Do you ever wonder if everything wrong in your life is actually indirect punishment for something you have done wrong, even if you aren't aware of it? I can't help but get the feeling that in some alternate reality I managed to sidestep something I didn't even notice and I'm living it up, meanwhile I'm only conscious of the world where I managed to fuck that up. I just have this unshakable feeling that things completely out of my control are actually all my fault and that they are specifically happening just to punish me, even though I know I'm a decent person and have lived a life where I've specifically tried not to bother anyone, at least not before being directly provoked.

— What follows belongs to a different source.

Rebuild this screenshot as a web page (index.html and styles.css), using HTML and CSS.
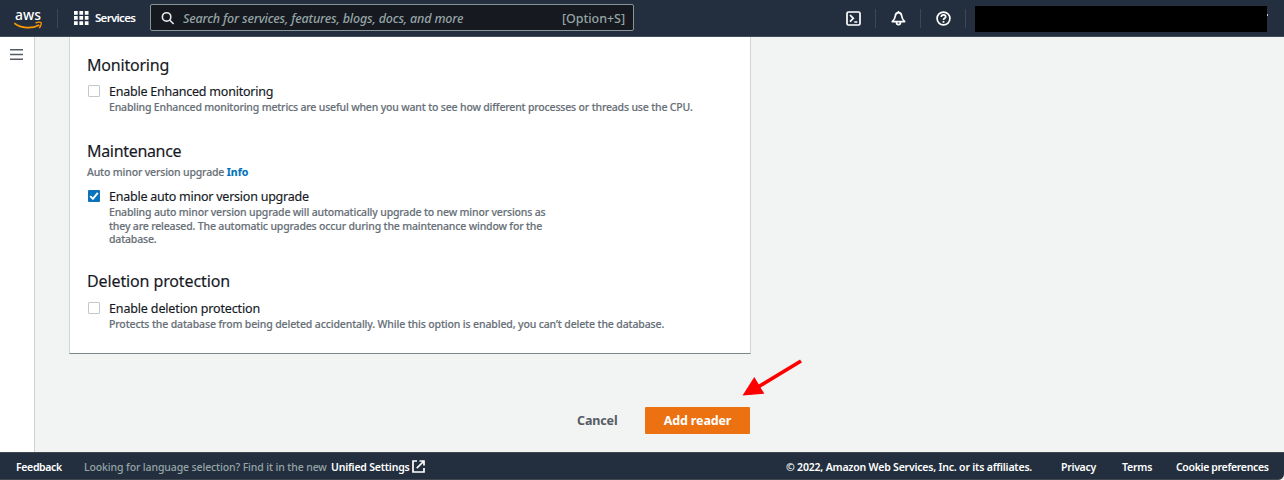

If any anons can relate, how do you deal with this constant guilt? I'm not even sure how I can come to terms with feeling so awful about something so abstract and out of my hands, but being aware of that doesn't help it any.
>>34432575
you have gained negative hamingja from a previous life. i have too
that is a really stupid idea.
>>34432625
That's my point, I know it's stupid but I still feel awful about it. I don't know what's wrong with me.
>>34432614
A negative what?
>>34432575
I suspect that I actually died sometime in the early 2000s, and this is actually Hell I'm in now. Everything feels so surreal and nightmarish now that it almost seems like an alternate non-reality I'm trapped in.
>>34432677
It is an ancient european theory of luck (similar to karma)
>>34432786
I had an experience like that in high school. I became totally convinced that I was dead for a few months, but eventually I stopped worrying about it as much. I suppose it could be related. I can't say that I don't suspect I'm in hell sometimes, I certainly was convinced of it back then. I don't genuinely think I am if I'm rational about it, but I can't help but wonder if this is common among people who have near death experiences and whatnot.